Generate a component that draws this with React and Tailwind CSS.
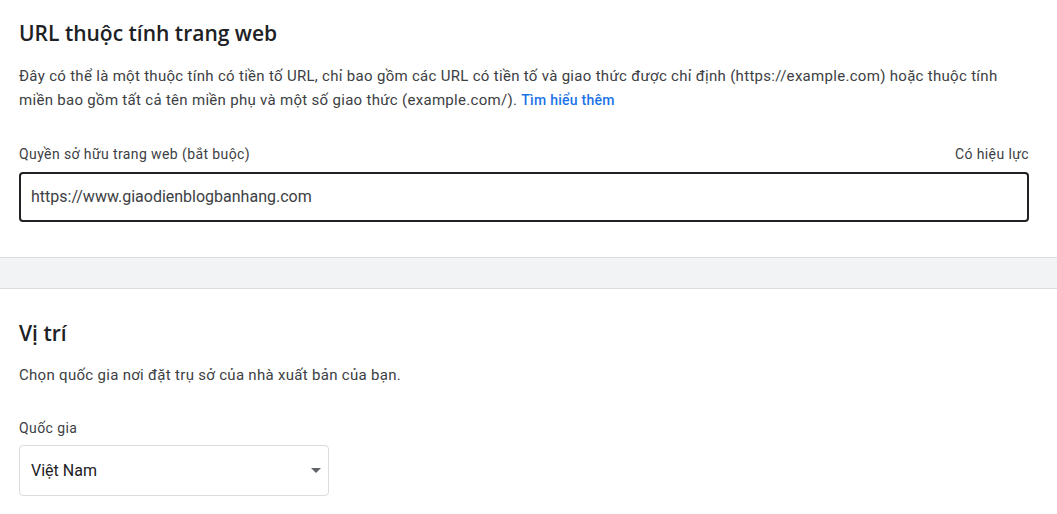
export default function App() {
  return (
    <div className="w-[1057px] min-h-[514px] bg-white text-[#3c4043]" style={{ fontFamily: "Roboto, 'Liberation Sans', sans-serif" }}>
      {/* URL section */}
      <section className="px-[19px] pt-[19px] pb-[35px] border-b border-[#dadce0]">
        <h2 className="text-[21px] leading-[28px] font-semibold text-[#202124]" style={{ fontFamily: "'Open Sans', Roboto, sans-serif" }}>
          URL thuộc tính trang web
        </h2>
        <p className="mt-[17px] w-[995px] text-[15px] leading-[24px] tracking-[0.3px] text-[#3c4043]">
          Đây có thể là một thuộc tính có tiền tố URL, chỉ bao gồm các URL có tiền tố và giao thức được chỉ định (https://example.com) hoặc thuộc tính miền bao gồm tất cả tên miền phụ và một số giao thức (example.com/).{" "}
          <a href="#" className="text-[14px] font-medium tracking-[0.25px] text-[#1a73e8]">Tìm hiểu thêm</a>
        </p>
        <div className="mt-[33px] w-[1010px]">
          <div className="flex justify-between text-[14px] leading-[18px] tracking-[0.4px] text-[#3c4043]">
            <span>Quyền sở hữu trang web (bắt buộc)</span>
            <span>Có hiệu lực</span>
          </div>
          <div className="mt-[9px] h-[50px] flex items-center px-[10px] border-2 border-[#202124] rounded-[4px] text-[16px] text-[#3c4043]">
            https://www.giaodienblogbanhang.com
          </div>
        </div>
      </section>

      <div className="h-[31px] bg-[#f1f3f4] border-b border-[#dadce0]" />

      {/* Location section */}
      <section className="px-[19px] pt-[30px] pb-[18px]">
        <h2 className="text-[21px] leading-[28px] font-semibold text-[#202124]" style={{ fontFamily: "'Open Sans', Roboto, sans-serif" }}>
          Vị trí
        </h2>
        <p className="mt-[16px] text-[15px] leading-[24px] tracking-[0.3px] text-[#3c4043]">
          Chọn quốc gia nơi đặt trụ sở của nhà xuất bản của bạn.
        </p>
        <div className="mt-[32px] text-[14px] leading-[18px] tracking-[0.4px] text-[#3c4043]">Quốc gia</div>
        <div className="mt-[8px] w-[310px] h-[51px] flex items-center justify-between pl-[11px] pr-[7px] border border-[#dadce0] rounded-[4px]">
          <span className="text-[16px] text-[#202124]">Việt Nam</span>
          <svg width="10" height="5" viewBox="0 0 10 5">
            <path d="M0 0 L10 0 L5 5 Z" fill="#5f6368" />
          </svg>
        </div>
      </section>
    </div>
  );
}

# # # #

▶ **WRITTEN INSTRUCTION**:
Transcribe the material exactly, and leave out whatever pictures it holds.

▶ **WRITTEN RESPONSE**:
Generate a component that draws this with React and Tailwind CSS.
export default function App() {
  return (
    <div className="w-[1057px] min-h-[514px] bg-white text-[#3c4043]" style={{ fontFamily: "Roboto, 'Liberation Sans', sans-serif" }}>
      {/* URL section */}
      <section className="px-[19px] pt-[19px] pb-[35px] border-b border-[#dadce0]">
        <h2 className="text-[21px] leading-[28px] font-semibold text-[#202124]" style={{ fontFamily: "'Open Sans', Roboto, sans-serif" }}>
          URL thuộc tính trang web
        </h2>
        <p className="mt-[17px] w-[995px] text-[15px] leading-[24px] tracking-[0.3px] text-[#3c4043]">
          Đây có thể là một thuộc tính có tiền tố URL, chỉ bao gồm các URL có tiền tố và giao thức được chỉ định (https://example.com) hoặc thuộc tính miền bao gồm tất cả tên miền phụ và một số giao thức (example.com/).{" "}
          <a href="#" className="text-[14px] font-medium tracking-[0.25px] text-[#1a73e8]">Tìm hiểu thêm</a>
        </p>
        <div className="mt-[33px] w-[1010px]">
          <div className="flex justify-between text-[14px] leading-[18px] tracking-[0.4px] text-[#3c4043]">
            <span>Quyền sở hữu trang web (bắt buộc)</span>
            <span>Có hiệu lực</span>
          </div>
          <div className="mt-[9px] h-[50px] flex items-center px-[10px] border-2 border-[#202124] rounded-[4px] text-[16px] text-[#3c4043]">
            https://www.giaodienblogbanhang.com
          </div>
        </div>
      </section>

      <div className="h-[31px] bg-[#f1f3f4] border-b border-[#dadce0]" />

      {/* Location section */}
      <section className="px-[19px] pt-[30px] pb-[18px]">
        <h2 className="text-[21px] leading-[28px] font-semibold text-[#202124]" style={{ fontFamily: "'Open Sans', Roboto, sans-serif" }}>
          Vị trí
        </h2>
        <p className="mt-[16px] text-[15px] leading-[24px] tracking-[0.3px] text-[#3c4043]">
          Chọn quốc gia nơi đặt trụ sở của nhà xuất bản của bạn.
        </p>
        <div className="mt-[32px] text-[14px] leading-[18px] tracking-[0.4px] text-[#3c4043]">Quốc gia</div>
        <div className="mt-[8px] w-[310px] h-[51px] flex items-center justify-between pl-[11px] pr-[7px] border border-[#dadce0] rounded-[4px]">
          <span className="text-[16px] text-[#202124]">Việt Nam</span>
          <svg width="10" height="5" viewBox="0 0 10 5">
            <path d="M0 0 L10 0 L5 5 Z" fill="#5f6368" />
          </svg>
        </div>
      </section>
    </div>
  );
}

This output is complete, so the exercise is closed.